Chinese team to measure Everest with BeiDou-3 tech

The mission to measure Mount Everest in 2020 is on its way.

A team of over 30 Chinese surveyors left the base camp on its arduous and potentially deadly journey to the peak Wednesday as part of the country’s mission to remeasure the height of the world’s highest mountain, China Daily reported.

China has launched a campaign to measure the height of Mount Everest, which is known in China as Mount Qomolangma, the Ministry of Natural Resources announced.

The re-measurement of the peak’s height is a part of China’s latest large-scale comprehensive scientific survey of Everest, and the project is jointly organized by the Ministry of Natural Resources, the Ministry of Foreign Affairs, the General Administration of Sports of China and the regional government of the Tibet autonomous region, China Daily reported.

The 1st Geodetic Surveying Brigade under the Ministry of Natural Resources and the China Mountaineering Team are the two parties carrying out the project.

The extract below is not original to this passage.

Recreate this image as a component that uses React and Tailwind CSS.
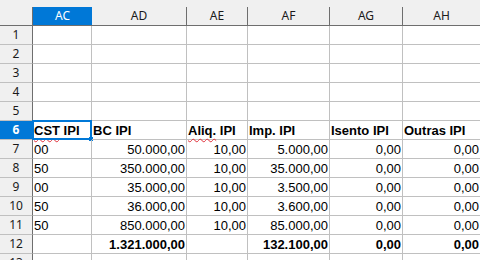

Its official height is 8,848 metres (29,029 feet), first recorded by an Indian survey in 1954. Numerous other teams have measured the peak, although the 1954 height remains the widely accepted figure, The Jakarta Post reported.

Preparation of the project was initiated in early March, with 53 surveyors from the 1st Geodetic Surveying Brigade getting stationed near Everest to carry out adaptive climbing and training, China Daily reported.

“We are sending a team because there were questions regarding the height of Everest after the (2015 Nepal) earthquake,” the expedition’s co-ordinator from the Survey Department, Susheel Dangol, told AFP.

To ensure the accuracy of the measurement, and to work it in a more scientific way, experts from the Chinese Academy of Surveying and Mapping, the Shaanxi Bureau of Surveying, Mapping and Geo-information, and the China Geological Survey were invited to assist in the technical design and planning of the project, China Daily reported.

China’s surveyor team have left Everest base camp (shown) for the lengthy journey to the peak. Credit: Handout.

The technical innovations include the application of the BeiDou-3 Navigation Satellite System and advanced domestic surveying and mapping instruments.

Enriched with many high peaks, including Mount Everest, Southwest China’s Tibet has long been considered as a haven for climbers from all over the world, China Daily reported.

This spring, the region suspended climbing services for foreign climbing expedition teams, due to the Covid-19 pandemic.

This year marks the 60th anniversary of the first successful expedition to Mount Everest, and the 45th anniversary of China’s first accurate measurement of Everest’s height, China Daily reported.

The 1960 Chinese Mount Everest expedition was the first to successfully ascend Mount Everest via the North Ridge.

Chinese mountaineers and researchers climbed Mount Everest in 1975 to determine its height afresh and concluded that the rock height of the peak was about 8,848.13 meters, and in 2005, the summit was measure at 8,844.43 meters (29,017 feet), China Daily reported.

In May 1999 an American team added two metres to Everest’s height (29,035 feet) when it used GPS technology to survey the peak, The Jakarta Post reported. That figure is now used by the US National Geographic Society, but otherwise not widely accepted.

“It will not be easy to work in that terrain, but we are confident our mission will be successful,” said the Chinese expedition’s leader and chief surveyor, Khim Lal Gautam, who summited Everest in 2011.